16 was the age I realized what was wrong with me. I wanted to be a boy. I wanted people to know me as a boy. To buy me legos for Christmas and birthdays as they did for Sam and Bryan. I wanted to be known as a son, not a daughter. 16 was when Sam and I started saving all the money we could.

At 19, Sam and I moved out of our parent's house. Our first apartment was rough, the landlord was horrible and refused to fix anything that was broken. But it wasn't all bad, Sam had a good boyfriend and I was on testosterone, recovering from top surgery, and had my name legally changed to Oscar.

20 was a pretty busy time for us. We came out to our parents together, we moved to a new town, I started a support group, and I started to get paid for my artwork. When we came out, I wasn't expecting them to understand right away and neither was Sam. We were only hoping that they didn't disown us. We were hoping that their love for us would overpower how they would feel about us being queer. They didn't disown us but what they did felt much worse. They refused to use my name and pronouns no matter how many times I corrected them. They constantly asked Sam when he was going to bring home a girl. One day, I decided to cut them off instead, I wasn't going to live through the constant pain of not being accepted by my family. Before we moved, our landlord tried to sue us for "damaging the property", thankfully we had kept track of everything that happened and when he told him about them. Our new place was amazing. It was a three-bedroom, the living room connected with the kitchen and have huge windows everywhere for great lighting. The landlord was nice too.

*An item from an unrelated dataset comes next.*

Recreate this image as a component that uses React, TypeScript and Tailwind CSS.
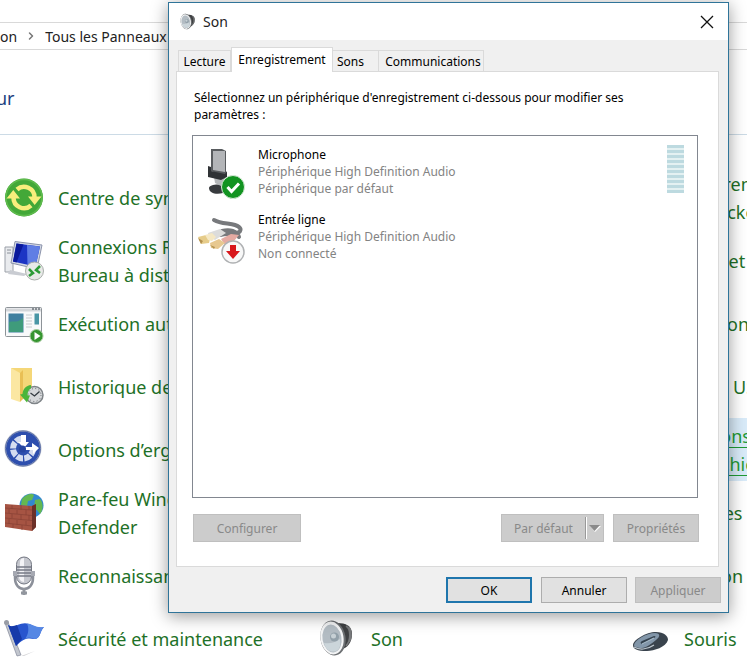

At age 21, Bryan got into contact with us. He even used my name! The three of us hadn't seen each other since his wedding, it had been four years. Sam and I learned that we were Uncles to a little girl named Lizzy and a baby boy named after our mom, Theodore. We started hanging out with Bryan and his family after that.

At age 23 was when I finally felt like my life was perfect. My art was starting to gain a lot of attention, the support group I ran was really starting to help kids, and I felt comfortable in my own skin. 23 was when I met a cute dork who wormed his way into my heart. 23 was really when my life became perfect. Age 23 was when my life got turned upside down. That is where we will begin this story.